Lloyds of London finally agrees to divest from coal

Insurance giant Lloyds of London has promised to end investment in coal, oil sands and fossil fuel exploration in the Arctic, following years a pressure from climate campaigners.

Lloyds of London's members have previously supported projects like the Adani thermal coal mine in Australia 

Lloyds of London's members have previously supported projects like the Adani thermal coal mine in Australia 

The commitment was made in the firm’s first comprehensive ESG strategy, published earlier this week. It will see Lloyds of London will end new investments in the most aggressive forms of fossil fuel extraction by 1 January 2022, and phase out existing investments through to the end of 2025.

For a company to be subject to phase-out, it will need to derive 30% of its revenues or more from coal-fired power plants, thermal coal mines, tar sands, oil sands or Arctic energy exploration.  

Fossil fuel companies insured between now and 1 January 2022 will see their contracts come up for renewal by 2030, at which point they will likely be denied reinsurance.
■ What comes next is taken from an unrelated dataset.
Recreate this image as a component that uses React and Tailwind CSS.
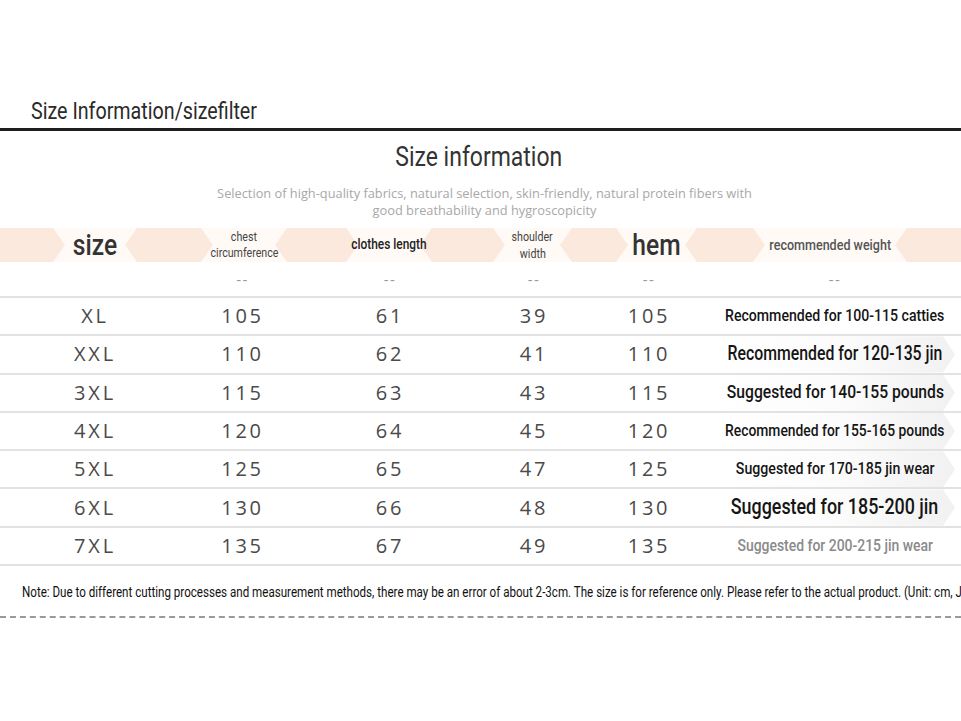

Some green groups like SumOfUs and Insure Our Future have argued that Lloyds of London should have simply agreed not to provide new contracts with immediate effect.

Lloyds of London has also set a target for members to derive at least 2% of their premium from sustainable products by 2022. Markets like electric vehicles fall into its description of a “sustainable product”.

Lloyds of London has faced criticism from green groups for several years, because its members have insured controversial projects like the Adani coal mine in Australia and the Trans Mountain oil pipeline in Canada, which were both opposed by indigenous people’s groups.

These decisions were taken at a time when many other large insurers in Europe were exiting coal and tar sands – or at least reducing investment, insurance and reinsurance. Businesses like BNP Paribas, AXA and Zurich have taken this move.

A report from Unfriend Coal concluded that, even before the Covid-19 pandemic, the thermal coal sector was “becoming uninsurable” amid a backdrop of stronger green legislation and changing investor demands. According to the IEA, the world has seen the largest decline in coal consumption since World War Two as a result of coronavirus.

‘An important milestone’

Lloyds of London’s chairman Bruce Carnegie-Brown, who also heads its ESG committee, said the firm “has the opportunity to play its part in building back a braver, more resilient world” after Covid-19.

"We recognise that the targets we are setting will be challenging, but will also bring new opportunities,” he said. “We will work closely with our market and customers to help them plan for these changes as we implement a long-term managed programme towards sustainable, responsible underwriting."

The company is developing a new risk centre, to launch next year, to support the delivery of the new strategy. Staff within the centre will be tasked with assessing climate and other environmental risks and with developing new sustainable financial products.

The new ESG strategy also outlines measures for Lloyd’s of London to reach net-zero operational emissions by 2025.